# The exercise:
For each line that holds "table", copy the line out.

[start of Supplied material]

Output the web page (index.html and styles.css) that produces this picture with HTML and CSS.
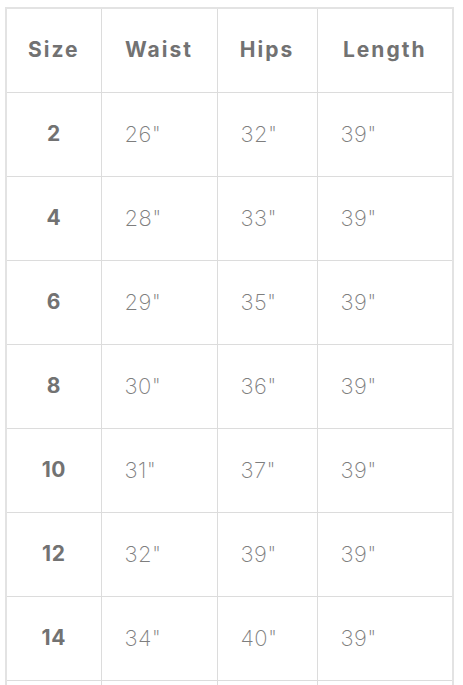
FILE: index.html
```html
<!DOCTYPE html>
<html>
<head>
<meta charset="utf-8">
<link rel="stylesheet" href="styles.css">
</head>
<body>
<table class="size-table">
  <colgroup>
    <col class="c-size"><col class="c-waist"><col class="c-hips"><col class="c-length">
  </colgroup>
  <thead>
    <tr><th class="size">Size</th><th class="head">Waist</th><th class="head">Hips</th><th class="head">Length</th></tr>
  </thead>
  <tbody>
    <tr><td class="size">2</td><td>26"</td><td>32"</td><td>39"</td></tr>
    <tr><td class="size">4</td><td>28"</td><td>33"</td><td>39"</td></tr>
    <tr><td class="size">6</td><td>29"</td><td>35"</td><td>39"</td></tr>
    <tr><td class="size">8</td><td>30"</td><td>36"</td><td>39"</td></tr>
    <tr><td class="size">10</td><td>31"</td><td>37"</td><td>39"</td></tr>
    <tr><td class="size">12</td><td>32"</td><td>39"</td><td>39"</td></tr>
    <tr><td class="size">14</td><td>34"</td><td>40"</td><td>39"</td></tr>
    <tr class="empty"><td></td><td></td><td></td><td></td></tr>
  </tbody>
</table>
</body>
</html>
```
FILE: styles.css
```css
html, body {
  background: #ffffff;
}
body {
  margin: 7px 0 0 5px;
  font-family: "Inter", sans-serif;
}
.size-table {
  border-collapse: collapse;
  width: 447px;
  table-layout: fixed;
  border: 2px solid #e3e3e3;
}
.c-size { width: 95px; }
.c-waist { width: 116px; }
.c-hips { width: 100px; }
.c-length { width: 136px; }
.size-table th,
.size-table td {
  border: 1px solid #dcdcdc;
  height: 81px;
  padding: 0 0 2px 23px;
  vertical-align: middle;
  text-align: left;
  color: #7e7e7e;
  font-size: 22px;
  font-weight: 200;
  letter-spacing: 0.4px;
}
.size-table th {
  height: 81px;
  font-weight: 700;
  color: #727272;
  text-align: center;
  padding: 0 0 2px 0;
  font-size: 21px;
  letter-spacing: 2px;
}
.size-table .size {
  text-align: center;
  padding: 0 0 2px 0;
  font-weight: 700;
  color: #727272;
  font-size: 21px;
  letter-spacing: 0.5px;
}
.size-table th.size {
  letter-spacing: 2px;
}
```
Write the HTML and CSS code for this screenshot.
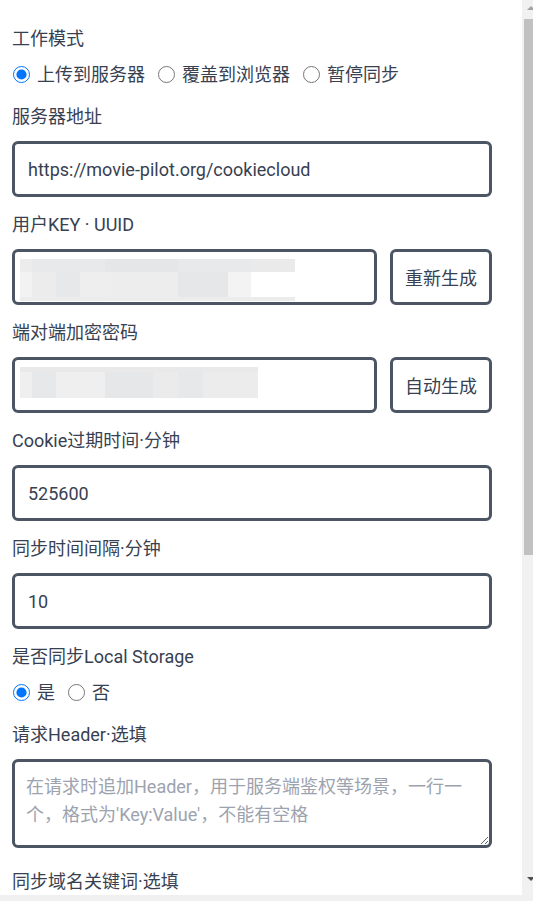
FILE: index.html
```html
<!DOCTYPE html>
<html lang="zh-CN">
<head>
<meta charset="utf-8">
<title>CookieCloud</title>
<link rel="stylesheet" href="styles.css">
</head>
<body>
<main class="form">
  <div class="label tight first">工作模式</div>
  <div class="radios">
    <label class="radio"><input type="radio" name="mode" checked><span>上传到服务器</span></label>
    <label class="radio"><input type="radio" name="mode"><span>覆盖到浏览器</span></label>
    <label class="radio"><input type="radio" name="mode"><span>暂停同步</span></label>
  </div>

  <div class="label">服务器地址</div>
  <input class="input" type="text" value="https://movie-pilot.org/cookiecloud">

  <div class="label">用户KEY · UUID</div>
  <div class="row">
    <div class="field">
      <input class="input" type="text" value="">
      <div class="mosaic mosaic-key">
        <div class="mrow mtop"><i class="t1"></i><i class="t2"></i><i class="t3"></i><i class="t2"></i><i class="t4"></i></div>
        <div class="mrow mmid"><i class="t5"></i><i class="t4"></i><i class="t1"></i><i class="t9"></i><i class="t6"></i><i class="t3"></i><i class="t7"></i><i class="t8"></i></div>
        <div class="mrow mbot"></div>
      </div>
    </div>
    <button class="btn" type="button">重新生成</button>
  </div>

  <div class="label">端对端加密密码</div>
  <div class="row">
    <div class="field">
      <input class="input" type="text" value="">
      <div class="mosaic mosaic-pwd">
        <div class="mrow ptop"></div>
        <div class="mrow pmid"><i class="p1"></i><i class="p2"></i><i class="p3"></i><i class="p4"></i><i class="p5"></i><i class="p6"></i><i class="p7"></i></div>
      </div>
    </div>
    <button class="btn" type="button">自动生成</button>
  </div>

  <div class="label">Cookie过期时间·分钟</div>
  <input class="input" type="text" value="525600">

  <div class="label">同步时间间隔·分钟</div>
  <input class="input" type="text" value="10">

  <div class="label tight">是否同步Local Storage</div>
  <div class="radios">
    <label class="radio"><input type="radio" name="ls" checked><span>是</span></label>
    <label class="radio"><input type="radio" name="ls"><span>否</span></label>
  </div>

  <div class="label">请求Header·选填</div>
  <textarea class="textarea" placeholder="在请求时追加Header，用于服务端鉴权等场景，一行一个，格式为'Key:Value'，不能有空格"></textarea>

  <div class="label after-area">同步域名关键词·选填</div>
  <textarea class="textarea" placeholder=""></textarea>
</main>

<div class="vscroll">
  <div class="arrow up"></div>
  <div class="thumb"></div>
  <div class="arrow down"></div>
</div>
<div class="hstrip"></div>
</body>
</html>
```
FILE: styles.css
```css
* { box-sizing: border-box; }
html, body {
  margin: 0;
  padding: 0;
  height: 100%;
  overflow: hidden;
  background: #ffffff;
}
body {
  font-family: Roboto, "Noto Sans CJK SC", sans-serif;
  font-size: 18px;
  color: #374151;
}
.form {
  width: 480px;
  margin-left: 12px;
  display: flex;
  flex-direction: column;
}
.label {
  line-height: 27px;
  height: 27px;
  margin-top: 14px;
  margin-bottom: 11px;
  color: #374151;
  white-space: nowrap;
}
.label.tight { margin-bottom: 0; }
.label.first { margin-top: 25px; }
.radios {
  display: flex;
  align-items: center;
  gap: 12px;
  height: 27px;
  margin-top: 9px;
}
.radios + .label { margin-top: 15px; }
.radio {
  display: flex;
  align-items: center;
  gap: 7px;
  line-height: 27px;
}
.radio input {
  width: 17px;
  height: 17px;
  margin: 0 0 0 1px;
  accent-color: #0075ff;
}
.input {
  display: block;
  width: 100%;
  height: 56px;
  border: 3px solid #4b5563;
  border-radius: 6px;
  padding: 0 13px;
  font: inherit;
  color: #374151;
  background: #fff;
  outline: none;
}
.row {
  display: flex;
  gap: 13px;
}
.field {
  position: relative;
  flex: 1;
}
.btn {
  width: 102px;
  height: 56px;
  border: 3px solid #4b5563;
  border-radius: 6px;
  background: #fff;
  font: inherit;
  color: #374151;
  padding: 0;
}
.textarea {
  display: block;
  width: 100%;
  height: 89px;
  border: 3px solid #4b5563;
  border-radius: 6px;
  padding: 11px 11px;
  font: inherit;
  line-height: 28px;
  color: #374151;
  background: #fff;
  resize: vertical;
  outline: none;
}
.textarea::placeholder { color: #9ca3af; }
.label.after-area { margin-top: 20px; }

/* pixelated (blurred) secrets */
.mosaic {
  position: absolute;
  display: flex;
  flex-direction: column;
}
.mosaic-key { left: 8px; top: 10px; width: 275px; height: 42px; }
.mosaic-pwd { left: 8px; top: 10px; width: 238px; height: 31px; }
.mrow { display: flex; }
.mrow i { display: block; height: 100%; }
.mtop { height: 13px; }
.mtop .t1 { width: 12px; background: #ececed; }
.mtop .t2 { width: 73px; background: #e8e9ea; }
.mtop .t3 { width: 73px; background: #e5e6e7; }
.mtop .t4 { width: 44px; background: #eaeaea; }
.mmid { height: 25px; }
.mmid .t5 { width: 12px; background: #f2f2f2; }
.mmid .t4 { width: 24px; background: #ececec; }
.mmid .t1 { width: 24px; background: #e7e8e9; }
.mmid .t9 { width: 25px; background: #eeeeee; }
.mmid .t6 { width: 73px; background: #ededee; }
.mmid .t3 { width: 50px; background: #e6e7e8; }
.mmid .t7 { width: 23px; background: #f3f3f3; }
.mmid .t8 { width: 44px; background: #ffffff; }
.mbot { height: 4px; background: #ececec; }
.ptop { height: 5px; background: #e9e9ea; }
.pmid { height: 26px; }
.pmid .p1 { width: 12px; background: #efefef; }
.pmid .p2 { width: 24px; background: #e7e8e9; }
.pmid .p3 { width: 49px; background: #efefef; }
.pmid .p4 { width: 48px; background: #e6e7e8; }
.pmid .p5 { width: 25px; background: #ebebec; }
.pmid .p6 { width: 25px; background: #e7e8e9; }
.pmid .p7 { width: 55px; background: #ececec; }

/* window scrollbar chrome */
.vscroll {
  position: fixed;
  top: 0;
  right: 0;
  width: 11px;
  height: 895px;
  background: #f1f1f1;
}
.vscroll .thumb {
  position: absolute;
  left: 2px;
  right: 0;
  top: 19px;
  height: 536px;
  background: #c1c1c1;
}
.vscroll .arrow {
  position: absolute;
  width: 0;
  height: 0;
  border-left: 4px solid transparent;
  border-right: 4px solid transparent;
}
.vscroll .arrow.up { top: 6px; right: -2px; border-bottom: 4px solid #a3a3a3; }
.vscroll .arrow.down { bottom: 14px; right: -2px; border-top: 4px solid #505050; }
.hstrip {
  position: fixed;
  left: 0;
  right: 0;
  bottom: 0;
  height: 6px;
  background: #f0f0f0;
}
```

[end of Supplied material]
[start of Supplied material]

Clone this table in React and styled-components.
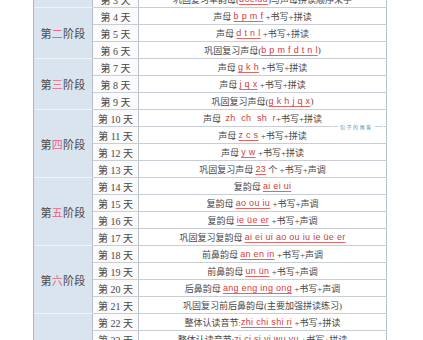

[end of Supplied material]

# Worked solution:
<table class="size-table">
</table>
.size-table {
  table-layout: fixed;
.size-table th,
.size-table td {
.size-table th {
.size-table .size {
.size-table th.size {
Clone this table in React and styled-components.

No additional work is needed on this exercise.